高超声速全动翼面全时域耦合分析方法及应用

在流场-结构温度场同步计算方法的基础上，建立了多物理场全时域耦合分析方法，将方法应用于沿轨道运动的高超声速全动翼面热气动弹性稳定性分析。采用基于有限体积模型的CFD同步计算方法求解高超声速流场和结构温度场，建立映射关系实现结构有限元模型气动载荷加载和温度场赋值。采用移动坐标系和动网格相结合的方式描述变速度飞行和翼面偏转过程。通过坐标系变换将翼面偏转过程和振动过程的网格变形量叠加，考虑翼面振动和偏转的耦合非定常效应。针对沿轨道运动的高超声速飞行器，建立了同步计算方法与全时域耦合分析方法相结合的热气动弹性稳定性分析流程。研究发现，与同步计算方法相比，全时域耦合分析方法能够模拟结构振动对流场和结构温度场的影响，计算得到的监测点热流密度波动幅值占热流峰值的10%左右，而温度变化并不明显，相比于刚体模型，监测点温度只下降了0.3%左右。全时域耦合热气动弹性分析方法得到的颤振临界点在4-5号状态点之间，颤振形式为铰链扭转模态与一阶弯曲模态的耦合颤振，与"冻结"模态的热颤振方法结果一致。

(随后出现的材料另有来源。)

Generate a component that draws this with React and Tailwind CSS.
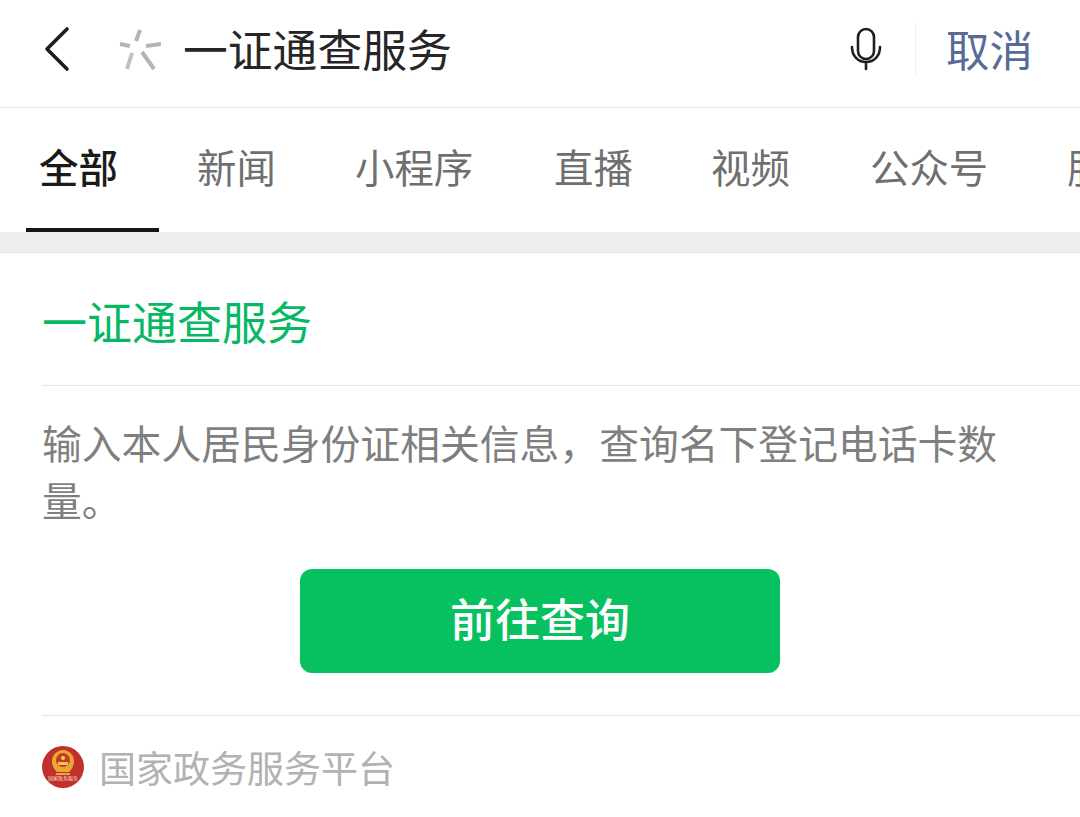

Full-time coupling method and application of a hypersonic all-movable wing

Based on the synchronous method of flow-structure temperature field, a multi field full-time coupling method is established for the aerothermoelastic stability and transient response analysis of a hypersonic all-movable wing along the trajectory. The aerothermal synchronization algorithm is used to simulate the hypersonic flow and the structural temperature field. The interpolation methods of aerodynamic and the structure temperature field are established. The non-inertial frame of reference describing the attitude, and the dynamic grids methods describing the wing vibration are superimposed by coordinate transformation. The coupling unsteady effect of the attitude and vibration of the all-movable wing is considered. Finally, an aerothermoelastic stability analysis method combining synchronization algorithm with full-time coupling method is established. The present method is applied to the thermal flutter prediction and transient response analysis of a hypersonic all-movable wing operating along a given trajectory. It is found that due to the influence of structural vibration, fluctuation amplitude of heat flux at the monitoring point accounts for about 10% of the peak, while temperature decreased about 0.3%. A coupled bending-torsion flutter is obtained by the full-time coupling method is between the 4-5 trajectory state points, which is consistent with the results of the "modal freezing" thermal flutter method.